Denise: Yes it does, it’s very closely connected. And sometimes people ask me, what about reparations for what has happened?
Our focus is on the healing and on getting the system changed and making sure that the families and the children have the best possible treatment and the best possible care that they can. There isn’t any amount of money in the world that will give me back the dignity they took from me when I was a child, but this process is doing that, it’s already doing that.
Caller: Would you say a little about the conference you were just at in Detroit?
Denise: I went to a Race to Equity conference in Detroit where they just seated their Truth Commission. They have one of the most segregated areas in Detroit in the whole world. They had an international panel, so I was actually able to sit on a panel with Naomi Tutu, which was exciting for me. It was a great experience.
We’re hoping that when we are finally ready to seat our commission, we will be able to do it in a way that is very visible and very public, so that people across the state will be able to really see what we’re doing. This takes a lot of courage and it takes a lot of strength on the part of both the state and the tribes, so it really needs to be celebrated in a big way.
Keith: You invited me up when the convening group presented to one of the tribal councils. Tell the story of what happened in the presentation.
Denise: We were in front of tribal leaders, and we were explaining the process we were going through. And as we started talking about what we were doing, the tribal leaders who were in the room started talking about their own stories and things that had happened to them.
It was very powerful, and it was a real learning moment. People are really hungry to be able to tell their stories. That’s happened more than one time, in more than one place. And that’s what’s happening with the community circles and the healing circles that we’ve started.
Caller: Two of my ancestors were killed by Indians….I realize this isn’t exactly the efforts that you’re going through with your program…but I thought maybe you would know of a way I could find out more about my family’s history and your people.
Denise: But it is the effort. All of this is the effort. This process that we’re going through is to do exactly that, to open the doors to other things and other efforts and other hurts and other traumas and other places where reconciliation can happen. …I can most definitely help you connect with people and see.

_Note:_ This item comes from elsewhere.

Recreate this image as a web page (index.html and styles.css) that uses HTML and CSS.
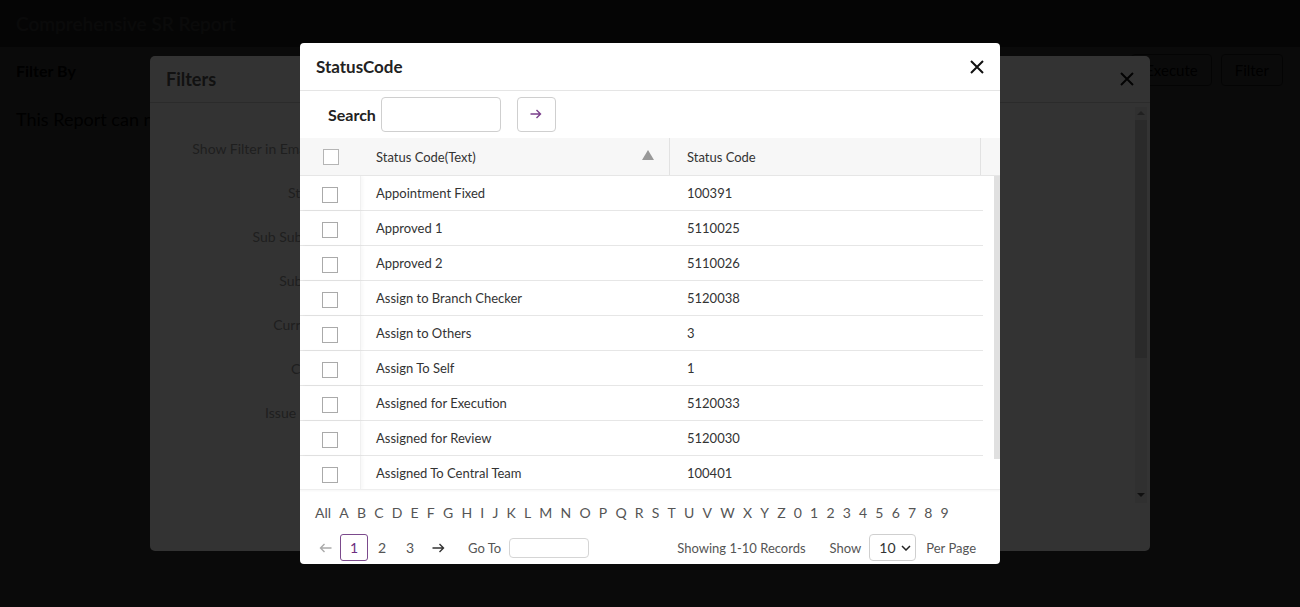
FILE: index.html
```html
<!DOCTYPE html>
<html>
<head>
<meta charset="utf-8">
<link rel="stylesheet" href="styles.css">
</head>
<body>
<div class="page">
  <header class="app-head">Comprehensive SR Report</header>
  <div class="toolbar">
    <span class="filter-by">Filter By</span>
    <div class="tb-buttons"><button class="tb-btn">Execute</button><button class="tb-btn">Filter</button></div>
  </div>
  <p class="note">This Report can not be executed without filters</p>
</div>

<div class="backdrop"></div>

<div class="filters-modal">
  <div class="fm-head"><span>Filters</span>
    <svg class="fm-x" width="14" height="14" viewBox="0 0 14 14"><path d="M1 1L13 13M13 1L1 13" stroke="#111" stroke-width="2"/></svg>
  </div>
  <div class="fm-body">
    <div class="fm-form">
      <div class="fm-row">Show Filter in Email Subject</div>
      <div class="fm-row">Status Code</div>
      <div class="fm-row">Sub Sub Category</div>
      <div class="fm-row">Sub Category</div>
      <div class="fm-row">Current Status</div>
      <div class="fm-row">Created On</div>
      <div class="fm-row">Issue Ruled Out</div>
    </div>
    <div class="fm-scroll"><span class="up"></span><span class="thumb"></span><span class="down"></span></div>
  </div>
</div>

<div class="backdrop"></div>

<div class="sc-modal">
  <div class="sc-head">
    <h2>StatusCode</h2>
    <svg class="sc-x" width="14" height="14" viewBox="0 0 14 14"><path d="M1 1L13 13M13 1L1 13" stroke="#111" stroke-width="2"/></svg>
  </div>
  <div class="sc-search">
    <label>Search</label>
    <input class="search-input" type="text">
    <button class="go-btn"><svg width="12" height="10" viewBox="0 0 12 10"><path d="M0.5 5H10.5M6.5 1L10.5 5L6.5 9" fill="none" stroke="#7b3f8c" stroke-width="1.4"/></svg></button>
  </div>
  <div class="grid">
    <div class="thead">
      <div class="c-check"><span class="cb"></span></div>
      <div class="c-text">Status Code(Text)<span class="sort"></span></div>
      <div class="c-code">Status Code</div>
      <div class="c-gutter"></div>
    </div>
    <div class="tbody-wrap">
      <div class="tbody">
        <div class="row"><div class="c-check"><span class="cb"></span></div><div class="c-text">Appointment Fixed</div><div class="c-code">100391</div></div>
        <div class="row"><div class="c-check"><span class="cb"></span></div><div class="c-text">Approved 1</div><div class="c-code">5110025</div></div>
        <div class="row"><div class="c-check"><span class="cb"></span></div><div class="c-text">Approved 2</div><div class="c-code">5110026</div></div>
        <div class="row"><div class="c-check"><span class="cb"></span></div><div class="c-text">Assign to Branch Checker</div><div class="c-code">5120038</div></div>
        <div class="row"><div class="c-check"><span class="cb"></span></div><div class="c-text">Assign to Others</div><div class="c-code">3</div></div>
        <div class="row"><div class="c-check"><span class="cb"></span></div><div class="c-text">Assign To Self</div><div class="c-code">1</div></div>
        <div class="row"><div class="c-check"><span class="cb"></span></div><div class="c-text">Assigned for Execution</div><div class="c-code">5120033</div></div>
        <div class="row"><div class="c-check"><span class="cb"></span></div><div class="c-text">Assigned for Review</div><div class="c-code">5120030</div></div>
        <div class="row"><div class="c-check"><span class="cb"></span></div><div class="c-text">Assigned To Central Team</div><div class="c-code">100401</div></div>
        <div class="row"><div class="c-check"><span class="cb"></span></div><div class="c-text">Closed</div><div class="c-code">4</div></div>
      </div>
      <div class="vscroll"></div>
    </div>
  </div>
  <div class="sc-foot">
    <div class="alpha">
      <span>All</span><span>A</span><span>B</span><span>C</span><span>D</span><span>E</span><span>F</span><span>G</span><span>H</span><span>I</span><span>J</span><span>K</span><span>L</span><span>M</span><span>N</span><span>O</span><span>P</span><span>Q</span><span>R</span><span>S</span><span>T</span><span>U</span><span>V</span><span>W</span><span>X</span><span>Y</span><span>Z</span><span>0</span><span>1</span><span>2</span><span>3</span><span>4</span><span>5</span><span>6</span><span>7</span><span>8</span><span>9</span>
    </div>
    <div class="pager">
      <div class="pages">
        <svg class="arr prev" width="13" height="10" viewBox="0 0 13 10"><path d="M12.5 5H1.5M5.5 1L1.5 5L5.5 9" fill="none" stroke="#aaa" stroke-width="1.4"/></svg>
        <span class="pg active">1</span>
        <span class="pg">2</span>
        <span class="pg">3</span>
        <svg class="arr next" width="13" height="10" viewBox="0 0 13 10"><path d="M0.5 5H11.5M7.5 1L11.5 5L7.5 9" fill="none" stroke="#333" stroke-width="1.4"/></svg>
        <span class="goto">Go To</span>
        <input class="goto-input" type="text">
      </div>
      <div class="info">
        <span class="showing">Showing 1-10 Records</span>
        <span class="show">Show</span>
        <span class="select">10<svg width="10" height="6" viewBox="0 0 10 6"><path d="M1 1L5 5L9 1" fill="none" stroke="#222" stroke-width="1.5"/></svg></span>
        <span class="perpage">Per Page</span>
      </div>
    </div>
  </div>
</div>
</body>
</html>
```

FILE: styles.css
```css
* { box-sizing: border-box; }
html, body { margin: 0; padding: 0; }
body {
  width: 1300px;
  height: 607px;
  overflow: hidden;
  background: #fff;
  font-family: Lato, "Liberation Sans", sans-serif;
  color: #333;
  position: relative;
}

/* underlying page */
.page { display: flex; flex-direction: column; }
.app-head {
  height: 47px;
  background: #7c7c7c;
  color: #fff;
  font-size: 19px;
  font-weight: 600;
  padding: 0 16px;
  display: flex;
  align-items: center;
}
.toolbar {
  display: flex;
  justify-content: space-between;
  align-items: center;
  padding: 6px 17px 0 16px;
  height: 40px;
}
.filter-by { font-weight: 700; font-size: 16px; color: #000; }
.tb-buttons { display: flex; gap: 9px; }
.tb-btn {
  font: 15px Lato, sans-serif;
  background: #fff;
  border: 1px solid #777;
  border-radius: 4px;
  height: 32px;
  padding: 0 13px;
  color: #000;
}
.note { margin: 21px 16px; font-size: 18px; color: #000; }

.backdrop {
  position: absolute;
  inset: 0;
  background: rgba(0, 0, 0, 0.8);
}

/* filters modal */
.filters-modal {
  position: absolute;
  left: 150px;
  top: 56px;
  width: 1000px;
  height: 495px;
  background: #fff;
  border-radius: 5px;
  display: flex;
  flex-direction: column;
}
.fm-head {
  height: 47px;
  border-bottom: 1px solid #d8d8d8;
  display: flex;
  align-items: center;
  justify-content: space-between;
  padding: 0 16px;
  font-size: 18px;
  font-weight: 700;
  color: #555;
}
.fm-body { flex: 1; display: flex; position: relative; }
.fm-form { flex: 1; padding-top: 37px; }
.fm-row {
  width: 212px;
  text-align: right;
  height: 44px;
  font-size: 14px;
  color: #9a9a9a;
  white-space: nowrap;
}
.fm-scroll {
  width: 12px;
  margin: 4px 3px 48px 0;
  background: #f1f1f1;
  display: flex;
  flex-direction: column;
  align-items: center;
}
.fm-scroll .up { width: 0; height: 0; border-left: 4px solid transparent; border-right: 4px solid transparent; border-bottom: 4px solid #a0a0a0; margin: 4px 0 5px; }
.fm-scroll .thumb { width: 12px; height: 238px; background: #cfcfcf; }
.fm-scroll .down { margin-top: auto; width: 0; height: 0; border-left: 4px solid transparent; border-right: 4px solid transparent; border-top: 4px solid #505050; margin-bottom: 6px; }

/* status code modal */
.sc-modal {
  position: absolute;
  left: 300px;
  top: 43px;
  width: 700px;
  height: 521px;
  background: #fff;
  border-radius: 4px;
  display: flex;
  flex-direction: column;
  overflow: hidden;
}
.sc-head {
  height: 48px;
  flex: none;
  display: flex;
  align-items: center;
  justify-content: space-between;
  padding: 0 16px;
  border-bottom: 1px solid #e5e5e5;
}
.sc-head h2 { margin: 0; font-size: 17px; font-weight: 700; color: #222; }
.sc-search {
  height: 47px;
  flex: none;
  display: flex;
  align-items: center;
  padding: 0 0 1px 28px;
}
.sc-search label { font-weight: 700; font-size: 16px; color: #222; margin-right: 5px; }
.search-input {
  width: 120px;
  height: 35px;
  border: 1px solid #cfcfcf;
  border-radius: 4px;
  outline: none;
}
.go-btn {
  margin-left: 16px;
  width: 39px;
  height: 35px;
  border: 1px solid #cfcfcf;
  border-radius: 4px;
  background: #fff;
  display: flex;
  align-items: center;
  justify-content: center;
  padding: 0;
}

.grid { flex: none; }
.thead {
  height: 38px;
  display: flex;
  background: #f7f7f7;
  border-bottom: 1px solid #e6e6e6;
  font-size: 13px;
  color: #333;
}
.c-check { width: 61px; flex: none; display: flex; align-items: center; justify-content: center; }
.c-text { width: 309px; flex: none; display: flex; align-items: center; padding-left: 15px; position: relative; }
.c-code { width: 311px; flex: none; display: flex; align-items: center; padding-left: 17px; }
.c-gutter { flex: 1; }
.thead .c-text { border-right: 1px solid #e2e2e2; }
.thead .c-code { border-right: 1px solid #e2e2e2; }
.sort {
  position: absolute;
  right: 15px;
  top: 12px;
  width: 0; height: 0;
  border-left: 6px solid transparent;
  border-right: 6px solid transparent;
  border-bottom: 10px solid #999;
}
.cb {
  width: 16px;
  height: 16px;
  border: 1px solid #aaa;
  background: #fff;
  display: block;
}
.thead .cb { border-color: #b5b5b5; }
.row .cb { margin-top: 4px; }

.tbody-wrap {
  height: 314px;
  display: flex;
  overflow: hidden;
  border-bottom: 1px solid #eee;
  box-shadow: 0 1px 2px rgba(0,0,0,0.04);
}
.tbody { width: 683px; flex: none; }
.row {
  height: 35px;
  display: flex;
  border-bottom: 1px solid #e6e6e6;
  font-size: 13px;
  color: #333;
}
.row .c-check { border-right: 1px solid #f0f0f0; box-shadow: 2px 0 3px rgba(0,0,0,0.03); }
.row .c-text { width: 309px; }
.row .c-code { width: 313px; }
.vscroll {
  width: 6px;
  height: 283px;
  margin-left: 11px;
  background: #e0e0e0;
}

.sc-foot { flex: 1; display: flex; flex-direction: column; padding: 13px 0 0 15px; }
.alpha {
  display: flex;
  gap: 8.2px;
  font-size: 14px;
  line-height: 18px;
  color: #555;
  height: 20px;
  align-items: center;
}
.pager {
  display: flex;
  justify-content: space-between;
  align-items: center;
  height: 27px;
  margin-top: 11px;
  padding-right: 24px;
  font-size: 13px;
  color: #555;
}
.pages { display: flex; align-items: center; }
.arr.prev { margin-left: 4px; margin-right: 8px; }
.pg {
  width: 28px;
  height: 27px;
  display: flex;
  align-items: center;
  justify-content: center;
  border: 1px solid transparent;
  border-radius: 3px;
  font-size: 14px;
}
.pg.active { border-color: #7b4a8c; color: #6d2f80; }
.arr.next { margin-left: 8px; }
.goto { margin-left: 23px; color: #555; }
.goto-input {
  margin-left: 8px;
  width: 80px;
  height: 20px;
  border: 1px solid #d5d5d5;
  border-radius: 4px;
}
.info { display: flex; align-items: center; }
.showing { margin-right: 24px; }
.select {
  margin-left: 8px;
  width: 47px;
  height: 27px;
  border: 1px solid #cfcfcf;
  border-radius: 4px;
  display: flex;
  align-items: center;
  justify-content: space-between;
  padding: 0 4px 0 9px;
  color: #333;
  font-size: 14px;
}
.perpage { margin-left: 10px; }
```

This is part of what I do for my job, but more importantly, this is part of getting back our humanity. This is part of just looking at each other with love and compassion and understanding and listening to each other no matter what the stories are, no matter what the hurts are, and paying attention and believing each other and trying to find out what the truth is.

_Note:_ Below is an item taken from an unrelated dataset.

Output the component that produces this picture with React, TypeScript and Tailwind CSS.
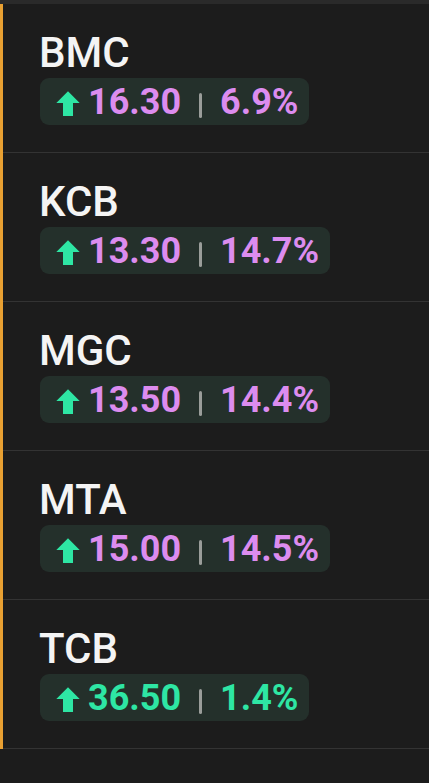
import React from 'react';

interface Quote {
  symbol: string;
  price: string;
  change: string;
  tone: 'purple' | 'green';
}

const quotes: Quote[] = [
  { symbol: 'BMC', price: '16.30', change: '6.9%', tone: 'purple' },
  { symbol: 'KCB', price: '13.30', change: '14.7%', tone: 'purple' },
  { symbol: 'MGC', price: '13.50', change: '14.4%', tone: 'purple' },
  { symbol: 'MTA', price: '15.00', change: '14.5%', tone: 'purple' },
  { symbol: 'TCB', price: '36.50', change: '1.4%', tone: 'green' },
];

function UpArrow() {
  return (
    <svg width="24" height="25" viewBox="0 0 24 25" className="shrink-0 text-[#2ee6a4] mt-[3px]">
      <path d="M12 0.3 L23.7 12 L17 12 L17 25 L7 25 L7 12 L0.3 12 Z" fill="currentColor" />
    </svg>
  );
}

function QuoteRow({ q }: { q: Quote }) {
  const color = q.tone === 'purple' ? 'text-[#dc8cef]' : 'text-[#2ee6a4]';
  return (
    <div className="h-[149px] border-b border-[#333333] pl-[36px] pt-[28px]">
      <div className="text-[42px] leading-none font-medium text-[#f4f4f4]">{q.symbol}</div>
      <div className="mt-[4px] ml-[1px] inline-flex h-[47px] items-center rounded-[9px] bg-[#24302b] pl-[16px] pr-[11px]">
        <UpArrow />
        <span className={`ml-[8px] text-[36px] leading-none font-bold ${color}`}>{q.price}</span>
        <div className="mx-[18px] mt-[8px] h-[25px] w-[3px] shrink-0 rounded-full bg-[#9a9d9a]" />
        <span className={`text-[36px] leading-none font-bold ${color}`}>{q.change}</span>
      </div>
    </div>
  );
}

export default function App() {
  return (
    <div className="h-[783px] w-[429px] overflow-hidden bg-[#1c1c1c]" style={{ fontFamily: 'Roboto, "Noto Sans", sans-serif' }}>
      {/* top strip */}
      <div className="h-[4px] bg-[#2a2a2a]" />
      <div className="border-l-[3px] border-[#e8a032]">
        {quotes.map((q) => (
          <QuoteRow key={q.symbol} q={q} />
        ))}
      </div>
    </div>
  );
}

I talk about this as my work, but I’m raising my eight year old grandson. And I look at my grandson, and I think to myself, I cannot comprehend somebody coming to my home, ripping him away from me, and taking him to a far-away place, where he will never see me for years, and where he could be harmed in many ways.
That’s real. That’s so real. And I just want people to understand that this is a real human process that we’re going through. That this is something that I think every one of us can really get in touch with, can really feel some emotions around and can really do some healing. So yes, it is the work that you’re talking about, and it’s work that I’m willing to help you do, most definitely.
Keith: What is the timeline that you all have for yourselves?
Denise: The Truth Commission should be seated in the spring of 2012. There will be five commissioners. Once the commission is seated, they will start doing some research through the state archives and putting together some of the history. The testimony is going to be taken from not only those who were put into the homes, but their families: their parents, their siblings, their children, their grandchildren. And it also means taking testimony from people in the state who have been affected by all of this.
After they do all of their work, they will produce a report, and we are in hopes that what we signed in our Declaration will happen, that the state and the tribes will abide by the recommendations that are in the report. We’ve already gone two and a half years, and we’re looking at about another 3 year process.
Caller: Will there be opportunity for foster families to share their stories as well?
Denise: Absolutely. And that’s why it’s so important that this get out to the broader state of Maine. Healing needs to happen with all of us. It’s not isolated to Native people. There are a lot of people and a lot of places that have been impacted and traumatized. And we want to make sure that all of those voices and all of those stories get heard.
Caller: What form will documentation take, do you imagine? Written, taped, audio, photography?
Denise: All of that. We are going to prepare the way in the communities for the Truth Commission to come and take testimony. And people are going to have options. Some will want to do it in public, some in private, some in writing, some may have other people tell their stories for them, some may record their story and allow their recording to be submitted.
Keith: You’ve told your story many, many times. Seems like it’s hard, but it’s healing too? Or is it just hard?
Denise: When I used to tell my story, I didn’t really have a lot of emotion, and I could just rattle it off. Now when I tell my story, I am very well connected to what happened to me, to the feelings around it, and even more connected to how what happened to me has affected my family, my children and my grandchildren. So it’s difficult. And I cry, and I grieve. And then I’m happy. I smile, I laugh, I love, I can connect. And the more and more I tell my story, the less and less it has control over my life.
We did worry, and we’ve talked about this in our community groups. Do we want to do this? Do we want our communities to be so re-traumatized that they start drinking, and drugging and being violent, and committing suicide? And we came to the realization that that’s been happening for decades. Our people have been dying. Our people have been killing themselves. Our people have been abusing substances. Our people are really hurting.
My own sister committed suicide two years ago, and I have to believe that if we had done this sooner, there may have, and maybe not, but there may have been a possibility that she might still be alive today.
So I’m no longer afraid of this process, I’m no longer afraid of our people being hurt any more than they’ve already been hurt. I see this as an opportunity, amongst other opportunities that need to happen, that can provide a place for people to emerge as a whole person, to come through this in a way that they can feel love, joy, happiness. Because many of us never knew what that was. I never did. And now that I know, I don’t ever want to go back.